The stimulus package offers wind project owners two means of support amounting to an estimated $20 billion in tax incentives targeting clean energy. The two wind incentives are: a three-year extension of the $0.021/kWh production tax credit (PTC) available for energy produced in the first ten years of a wind project's life; or an alternative investment tax credit (ITC), which allows project owners to deduct 30% of the capital cost of a wind farm from their tax bill in its first year of operation. Furthermore, for projects that start construction in 2009 or 2010, developers can opt for an alternative cash grant, equivalent to the value of the ITC.

Researchers from the two laboratories examined the factors that will influence which option developers choose. They found that when it comes to the monetary value to wind projects, the difference between the PTC and ITC is "likely to be rather modest" and depends on a project's installed cost and capacity factor.
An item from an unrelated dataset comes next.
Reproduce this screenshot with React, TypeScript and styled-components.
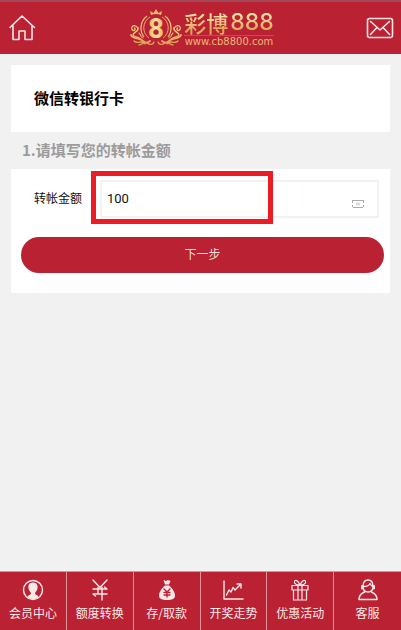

In sheer monetary terms, most projects would be best served by the PTC.

Cash is king

But other considerations could end up playing a bigger role in the choice, the report says. One of those is the option to elect a cash grant with the ITC. The fact that "cash is king" in today's difficult financial environment may drive projects to the ITC, even if the PTC is worth more. "This may be especially the case if the cash grant allows the project developer to access less expensive debt or equity capital than might otherwise be available were the ITC or PTC used."

Another consideration is the possibility that a project might not perform to expectations, making the PTC a riskier choice. "Some developers and project owners will nevertheless prefer the certainty offered by the ITC over the performance risk inherent in the PTC," the report says.
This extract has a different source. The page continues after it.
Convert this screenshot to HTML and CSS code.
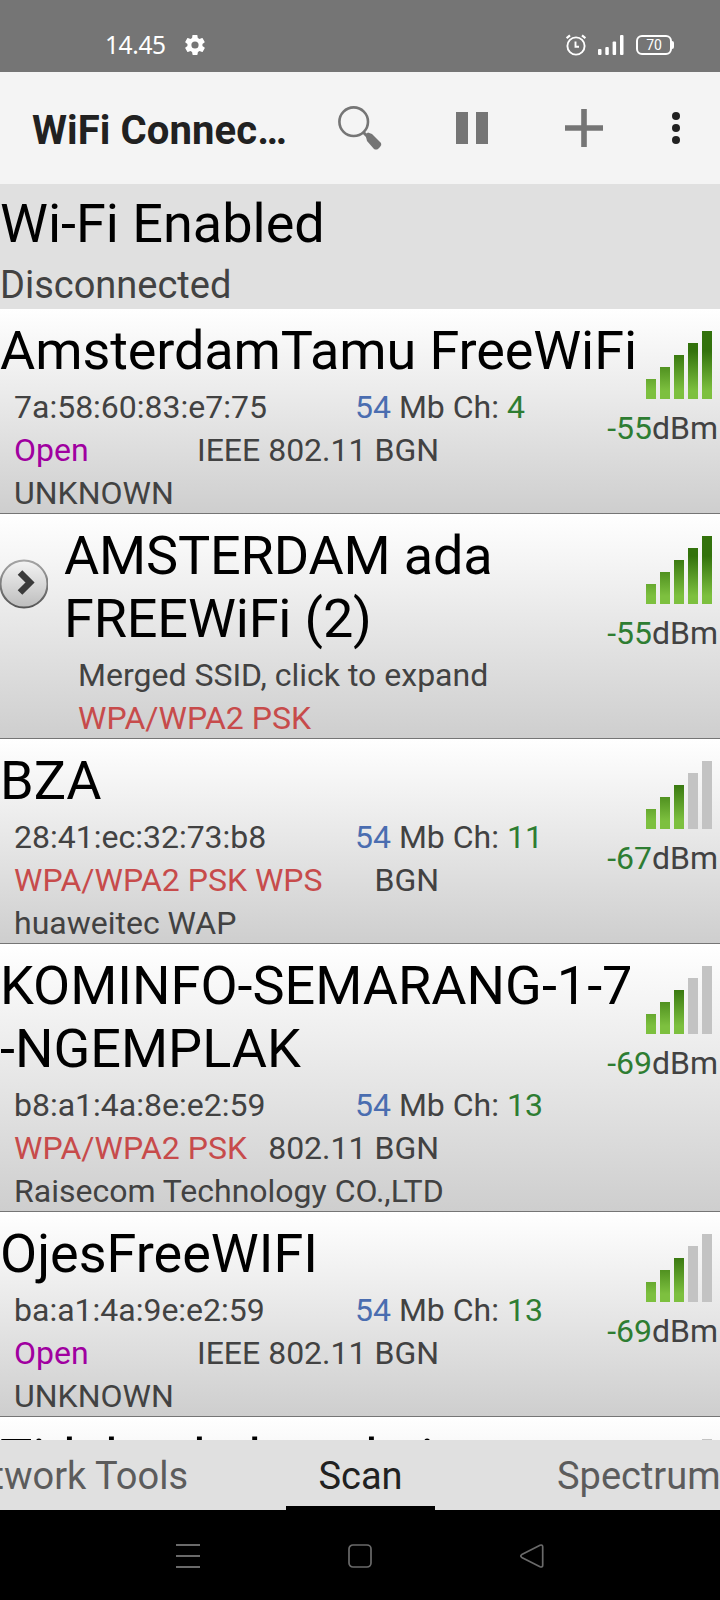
FILE: index.html
```html
<!DOCTYPE html>
<html lang="en">
<head>
  <meta charset="UTF-8">
  <title>WiFi Connection Manager</title>
  <link rel="stylesheet" href="styles.css">
</head>
<body>

  <div class="status-bar">
    <span class="clock">14.45</span>
    <svg class="gear" width="20" height="20" viewBox="2 2 20 20"><path fill="#fff" d="M19.4 13c0-.3.1-.6.1-1s0-.7-.1-1l2.1-1.6c.2-.2.2-.4.1-.6l-2-3.5c-.1-.2-.4-.3-.6-.2l-2.5 1c-.5-.4-1.1-.7-1.7-1L14.4 2.4c0-.2-.2-.4-.5-.4h-4c-.2 0-.5.2-.5.4L9.1 5.1c-.6.2-1.2.6-1.7 1l-2.5-1c-.2-.1-.5 0-.6.2l-2 3.5c-.1.2-.1.5.1.6L4.5 11c0 .3-.1.7-.1 1s0 .7.1 1l-2.1 1.6c-.2.2-.2.4-.1.6l2 3.5c.1.2.4.3.6.2l2.5-1c.5.4 1.1.7 1.7 1l.4 2.7c0 .2.2.4.5.4h4c.2 0 .5-.2.5-.4l.4-2.7c.6-.2 1.2-.6 1.7-1l2.5 1c.2.1.5 0 .6-.2l2-3.5c.1-.2.1-.5-.1-.6zM12 15.6a3.6 3.6 0 1 1 0-7.2 3.6 3.6 0 0 1 0 7.2z"/></svg>
    <div class="status-icons">
      <svg width="20" height="22" viewBox="0 0 20 22" fill="none" stroke="#fff" stroke-width="1.9"><circle cx="10" cy="12" r="8.6"/><path d="M.6 4.2L4 1.3M19.4 4.2L16 1.3" stroke-width="2.2"/><path d="M9.5 7.500v5.300h3.500"/></svg>
      <svg width="26" height="20" viewBox="0 0 26 20" fill="#fff"><rect y="14" width="3.5" height="6" rx="1"/><rect x="7.3" y="12" width="3.5" height="8" rx="1"/><rect x="14.6" y="6.5" width="3.5" height="13.5" rx="1"/><rect x="22" width="3.5" height="20" rx="1"/></svg>
      <div class="battery">70</div>
    </div>
  </div>

  <div class="app-bar">
    <h1>WiFi Connec…</h1>
    <svg class="search" width="44" height="44" viewBox="0 0 44 44"><circle cx="15.7" cy="15.7" r="14.3" fill="none" stroke="#757575" stroke-width="2.6"/><path d="M25 26l5 5" stroke="#757575" stroke-width="3"/><path fill="#757575" d="M28 31v-3l2-1.500 4 1.500 9 9q1 2-1 4l-2 2q-2 1-4 0l-7-8z"/></svg>
    <svg class="pause" width="32" height="32" viewBox="0 0 32 32" fill="#757575"><path d="M0 0h12v32H0zM20 0h12v32H20z"/></svg>
    <svg class="plus" width="38" height="38" viewBox="0 0 38 38" fill="#757575"><path d="M16.200 0h5.600v16.200H38v5.600H21.800V38h-5.600V21.800H0v-5.600h16.200z"/></svg>
    <svg class="more" width="8" height="32" viewBox="0 0 8 32" fill="#212121"><circle cx="4" cy="4" r="4"/><circle cx="4" cy="16" r="4"/><circle cx="4" cy="28" r="4"/></svg>
  </div>

  <div class="wifi-state">
    <div class="state">Wi-Fi Enabled</div>
    <div class="connection">Disconnected</div>
  </div>

  <div class="networks" id="networks"></div>

  <div class="tabs">
    <div class="tab tab-left">Network Tools</div>
    <div class="tab active">Scan</div>
    <div class="tab tab-right">Spectrum</div>
  </div>

  <div class="nav-bar">
    <svg width="24" height="24" viewBox="0 0 24 24"><path d="M0 1h24M0 12h24M0 23h24" stroke="#6a6a6a" stroke-width="2"/></svg>
    <svg width="24" height="24" viewBox="0 0 24 24"><rect x="1" y="1" width="22" height="22" rx="4" fill="none" stroke="#6a6a6a" stroke-width="1.7"/></svg>
    <svg width="24" height="24" viewBox="0 0 24 24"><path d="M1.800 10.600L20 1.200q2.700-.8 2.700 1.600v18.400q0 2.400-2.700 1.600L1.800 13.400q-2-1.400 0-2.800z" fill="none" stroke="#6a6a6a" stroke-width="1.7"/></svg>
  </div>

  <script>
    const networks = [
      { ssid: 'AmsterdamTamu FreeWiFi', mac: '7a:58:60:83:e7:75', ch: 4, sec: 'Open', mode: 'IEEE 802.11 BGN', vendor: 'UNKNOWN', level: 5, dbm: -55 },
      { ssid: 'AMSTERDAM ada FREEWiFi (2)', merged: true, sec: 'WPA/WPA2 PSK', level: 5, dbm: -55 },
      { ssid: 'BZA', mac: '28:41:ec:32:73:b8', ch: 11, sec: 'WPA/WPA2 PSK WPS', mode: 'BGN', vendor: 'huaweitec WAP', level: 3, dbm: -67 },
      { ssid: 'KOMINFO-SEMARANG-1-7<br>-NGEMPLAK', mac: 'b8:a1:4a:8e:e2:59', ch: 13, sec: 'WPA/WPA2 PSK', mode: '802.11 BGN', vendor: 'Raisecom Technology CO.,LTD', level: 3, dbm: -69 },
      { ssid: 'OjesFreeWIFI', mac: 'ba:a1:4a:9e:e2:59', ch: 13, sec: 'Open', mode: 'IEEE 802.11 BGN', vendor: 'UNKNOWN', level: 3, dbm: -69 },
      { ssid: 'Tidak ada koneksi', level: 2 } // only its top edge shows above the tabs
    ];

    function signalIcon(level) {
      let bars = '';
      for (let i = 0; i < 5; i++) {
        const h = 20 + i * 12;
        bars += `<rect x="${i * 14}" y="${68 - h}" width="10" height="${h}" fill="${i < level ? 'url(#green)' : '#c3c3c3'}"/>`;
      }
      return `<svg width="66" height="68" viewBox="0 0 66 68">${bars}</svg>`;
    }

    const arrow = `<svg class="expand" width="48" height="50" viewBox="0 0 48 50">
      <circle cx="24" cy="25" r="23.5" fill="url(#knob)" stroke="url(#rim)" stroke-width="2"/>
      <path d="M20 13.500L30 23.500 20 33.500" fill="none" stroke="#3a3a3a" stroke-width="6.5"/>
    </svg>`;

    function details(n) {
      if (!n.sec) return '';
      const security = `<span class="${n.sec === 'Open' ? 'open' : 'secured'}">${n.sec}</span>`;
      if (n.merged) {
        return `<div class="details"><div>Merged SSID, click to expand</div><div>${security}</div></div>`;
      }
      return `
        <div class="details">
          <div class="line"><span class="mac">${n.mac}</span><span><b class="rate">54</b> Mb Ch: <b class="green">${n.ch}</b></span></div>
          <div class="line second">${security}<span>${n.mode}</span></div>
          <div>${n.vendor}</div>
        </div>`;
    }

    document.getElementById('networks').innerHTML = `
      <svg class="defs" width="0" height="0">
        <linearGradient id="green" gradientUnits="userSpaceOnUse" x1="0" y1="20" x2="0" y2="60">
          <stop offset="0" stop-color="#33720c"/><stop offset="1" stop-color="#7dc03f"/>
        </linearGradient>
        <linearGradient id="knob" x1="0" y1="0" x2="0" y2="1">
          <stop offset="0" stop-color="#f4f4f4"/><stop offset="1" stop-color="#bdbdbd"/>
        </linearGradient>
        <linearGradient id="rim" x1="0" y1="0" x2="0" y2="1">
          <stop offset="0" stop-color="#a5a5a5"/><stop offset="1" stop-color="#555"/>
        </linearGradient>
      </svg>` + networks.map(n => `
      <div class="network">
        ${n.merged ? arrow : ''}
        <div class="info">
          <div class="ssid">${n.ssid}</div>
          ${details(n)}
        </div>
        <div class="signal">${signalIcon(n.level)}${n.dbm ? `<div><b class="green">${n.dbm}</b>dBm</div>` : ''}</div>
      </div>`).join('');
  </script>
</body>
</html>
```
FILE: styles.css
```css
* {
  box-sizing: border-box;
}
body {
  margin: 0;
  width: 720px;
  height: 1600px;
  display: flex;
  flex-direction: column;
  overflow: hidden;
  font-family: Roboto, sans-serif;
  background: #000;
  color: #424242;
}
svg {
  display: block;
  flex-shrink: 0;
}
b {
  font-weight: normal;
}
.status-bar {
  height: 72px;
  flex-shrink: 0;
  display: flex;
  align-items: center;
  padding: 18px 48px 0 105px;
  background: #757575;
  color: #fff;
}
.clock {
  width: 80px;
  margin-top: -2px;
  font-family: "Noto Sans", sans-serif;
  font-size: 24.5px;
  letter-spacing: -0.4px;
}
.status-icons {
  margin-left: auto;
  display: flex;
  align-items: center;
  gap: 12px;
}
.battery {
  position: relative;
  width: 36px;
  height: 20px;
  border: 2px solid #fff;
  border-radius: 6px;
  font-size: 14px;
  line-height: 17px;
  text-align: center;
}
.battery::after {
  content: '';
  position: absolute;
  right: -4px;
  top: 4px;
  width: 2px;
  height: 8px;
  border-radius: 0 2px 2px 0;
  background: #fff;
}
.app-bar {
  height: 112px;
  flex-shrink: 0;
  display: flex;
  align-items: center;
  padding-left: 32px;
  background: #f4f4f4;
}
h1 {
  margin: 4px 0 0;
  width: 306px;
  font-size: 40px;
  font-weight: bold;
  letter-spacing: 0.1px;
  color: #212121;
}
.pause {
  margin-left: 74px;
}
.plus {
  margin-left: 77px;
}
.more {
  margin-left: 69px;
}
.wifi-state {
  height: 125px;
  flex-shrink: 0;
  padding-top: 8px;
  background: #e0e0e0;
}
.state,
.ssid {
  font-size: 54px;
  line-height: 63px;
  color: #000;
}
.connection {
  font-size: 38px;
  line-height: 60px;
}
.networks {
  flex: 1;
  overflow: hidden;
}
.defs {
  position: absolute;
}
.network {
  display: flex;
  padding-top: 10px;
  border-bottom: 1px solid #757575;
  background: linear-gradient(#fff, #cecece);
}
.network:first-of-type .ssid {
  letter-spacing: -0.1px;
}
.network:last-child {
  height: 205px;
}
.expand {
  margin: 35px 16px 0 0;
}
.info {
  flex: 1;
  min-width: 0;
}
.ssid {
  white-space: nowrap;
}
.expand + .info {
  max-width: 470px;
}
.expand + .info .ssid {
  white-space: normal;
  letter-spacing: -0.15px;
}
.details {
  margin-bottom: -2px;
  padding: 4px 0 0 14px;
  font-size: 32px;
  line-height: 43px;
}
.line {
  display: flex;
}
.mac {
  width: 341px;
}
.second {
  width: 425px;
  justify-content: space-between;
}
.rate {
  color: #4a6db0;
}
.green {
  color: #2e7d32;
}
.open {
  color: #a000a0;
}
.secured {
  color: #c74b4b;
}
.signal {
  width: 120px;
  margin-left: auto;
  padding: 12px 2px 0 0;
  flex-shrink: 0;
  text-align: right;
  font-size: 32px;
  line-height: 40px;
}
.signal svg {
  margin: 0 6px 9px auto;
}
.tabs {
  height: 70px;
  flex-shrink: 0;
  display: flex;
  background: #e0e0e0;
  font-size: 38px;
  line-height: 73px;
  color: #5c5c5c;
}
.tab {
  white-space: nowrap;
}
.tab.active {
  width: 149px;
  margin: 0 122px 0 98px;
  border-bottom: 4px solid #000;
  text-align: center;
  color: #212121;
}
.tab-left {
  width: 188px;
  display: flex;
  justify-content: flex-end;
}
.tab-right {
  width: 163px;
}
.nav-bar {
  height: 90px;
  flex-shrink: 0;
  display: flex;
  justify-content: center;
  align-items: center;
  gap: 148px;
  padding-top: 2px;
}
```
Since most wind developers do not have a big enough tax credit appetite to use the PTC, they have to go out and find investors with a tax base sufficient to fully absorb all of a project's tax benefits over the coming decade. "In today's turbulent economic times, some tax investors have had difficulty gaining comfort with such a long-term projection. With the ITC, the need to forecast future tax appetite is greatly reduced," the report says. On the other hand, an investor taking the ITC will need a proportionally bigger tax base to absorb it all in the first year. "Of course, if a project elects the 30% cash grant in lieu of the ITC, then tax credit appetite and tax equity investors become much less important," explains the report.

Clear choice

The ITC is a more "widely applicable" incentive because of rules opening it up to different kinds of investors and deals. It also allows developers to use subsidised financing, like government-sponsored low-interest loan programs, without penalty.

The one advantage the PTC does have is in the liquidity of the investment. Because the credit is paid out over ten years, the sale of a project can occur any time during that period and still provide a tax benefit to the buyer. A project that accepts ITC support, however, cannot be sold on without returning the value of the credit.

In sum, the report concludes, most wind projects will benefit more from the ITC. "Furthermore, based on qualitative considerations alone, it is reasonable to expect those projects that begin construction in 2009 or 2010 to elect the equivalent cash grant rather than the ITC itself."